Lebih lanjut, Yasonna menyatakan dalam pemeriksaan pada Senin dirinya dipanggil sebagai saksi mengenai kasus KTP-e untuk dua terdakwa Irman dan Sugiharto serta tersangka Andi Agustinus alias Andi Narogong dalam kasus KTP-e.

"Saya ditanya sebagai saksi. Datang sebagai saksi mengenai kasus KTP-e tentang Andi Narogong, Irman, dan Sugiharto," kata Yasonna.

Sebelumnya, Yasonna telah dua kali tidak hadir pemanggilan KPK sebagai saksi untuk Sugiharto.

Dalam pemanggilannya kali ini, Yasonna diperiksa sebagai saksi untuk Andi Narogong.

"Saya sebagai warga negara yang baik tentu harus hormati. Saya jelaskan juga kan sudah dua kali saya dipanggil. Pertama saya jelaskan saya ratas, yang kedua saya ke Hong Kong untuk kejar harta aset Bank Century," tuturnya.

Namun, ia enggan membeberkan lebih lanjut terkait materi pemeriksaan dirinya sebagai saksi untuk Andi Narogong kali ini.

"Saya sudah menjelaskan pada penyidik tentang pertanyaan yang diberikan kepada saya. Keterangan diri, pekerjaan sebagai anggota DPR dan banyak, saya lupa," ucap Yasonna.

Dalam dakwaan disebut bahwa Yasonna yang saat itu sebagai Wakil Ketua Banggar dari Fraksi PDI-P menerima 84 ribu dolar AS terkait proyek sebesar Rp5,95 triliun ini.

Terdakwa dalam kasus ini adalah mantan Direktur Jenderal Kependudukan dan Pencatatan Sipil (Dukcapil) Kementerian Dalam Negeri (Kemendagri) Irman dan Direktur Pengelolaan Informasi Administrasi Kependudukan (PIAK) Kemendagri Sugiharto.

Irman sendiri sudah dituntut 7 tahun penjara sedangkan Sugiharto dituntut 5 tahun penjara.

KPK juga telah menetapkan pengusaha Andi Agustinus, mantan Anggota Komisi II DPR RI 2009-2014 Fraksi Partai Hanura Miryam S Haryani, dan anggota Komisi II DPR RI dari Fraksi Partai Golangan Karya Markus Nari sebagai tersangka dalam perkara tersebut.

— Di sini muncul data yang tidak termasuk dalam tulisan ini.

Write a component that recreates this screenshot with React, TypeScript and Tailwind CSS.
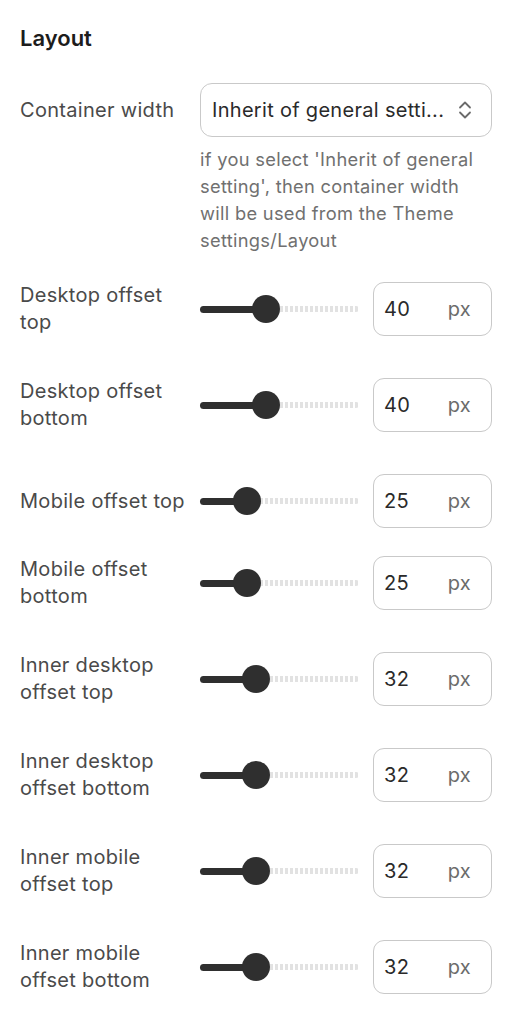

Andi disangkakan pasal 2 ayat (1) atas pasal 3 UU No 31 Tahun 1999 sebagaimana telah diubah dengan UU No 20 Tahun 2001 tentang Pemberantasan Korupsi jo pasal 55 ayat (1) ke-1 KUHP jo pasal 64 ayat (1) KUHP dengan ancaman pidana penjara maksimal 20 tahun denda paling banyak Rp1 miliar.

Sementara Miryam S Haryani disangkakan melanggar Pasal 22 juncto Pasal 35 Undang-Undang Nomor 31 tahun 1999 sebagaimana diubah dengan Undang-Undang Nomor 20 tahun 2001 tentang pemberantasan tindak pidana korupsi.

Sedangkan Markus Nari disangkakan melanggar Pasal 21 Undang-Undang Nomor 31 Tahun 1999 sebagaimana diubah dengan Undang-Undang Nomor 20 Tahun 2001 tentang Pemberantasan Tindak Pidana Korupsi.